As Gregory tries to hang onto his perch in the superintendent’s office, he may end up competing with colleagues in the district.

Several board members and community leaders have made clear that even though the state required a national superintendent search, they would prefer a homegrown leader. Any local candidates will come with their own bases of support.

Joanne Gobin, a former parent at American History High, said the possibility that Gregory will become the next superintendent is one reason she keeps her children in Newark schools. Cheryl Whitley Crawford, who taught alongside Gregory at Harold Wilson Middle School in the 1990s, said he’s the only colleague she remembers from that time.

“I swear by him,” she said. “He can turn this district around.”

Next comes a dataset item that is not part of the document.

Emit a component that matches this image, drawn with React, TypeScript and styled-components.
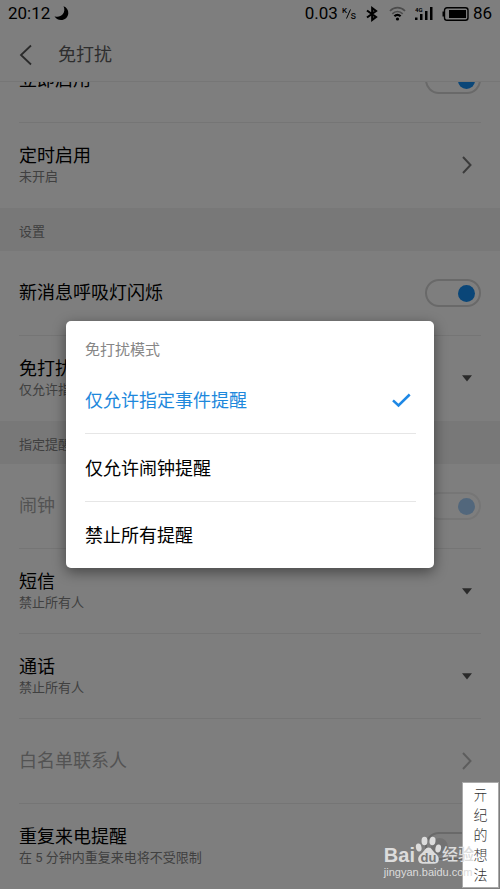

During his visit to Sussex Avenue Renew School in April, Gregory stopped in a hallway to hug a kindergarten teacher who said, “I know this guy!” On a stairwell, he embraced a school safety agent whose nieces and nephews he once taught, and whose mother was an usher in his childhood church.

But for all his local credentials, Gregory’s fate is ultimately up to the school board — a fact that Sussex Avenue’s chief innovation officer, Christopher Constantino, alluded to at the end of Gregory’s visit.

“I wish you good luck, man,” Constantino told him. “I hope you get it.”

 

Clarification: This story was updated to note that the Newark school board voted for Gregory to fill the role of interim superintendent.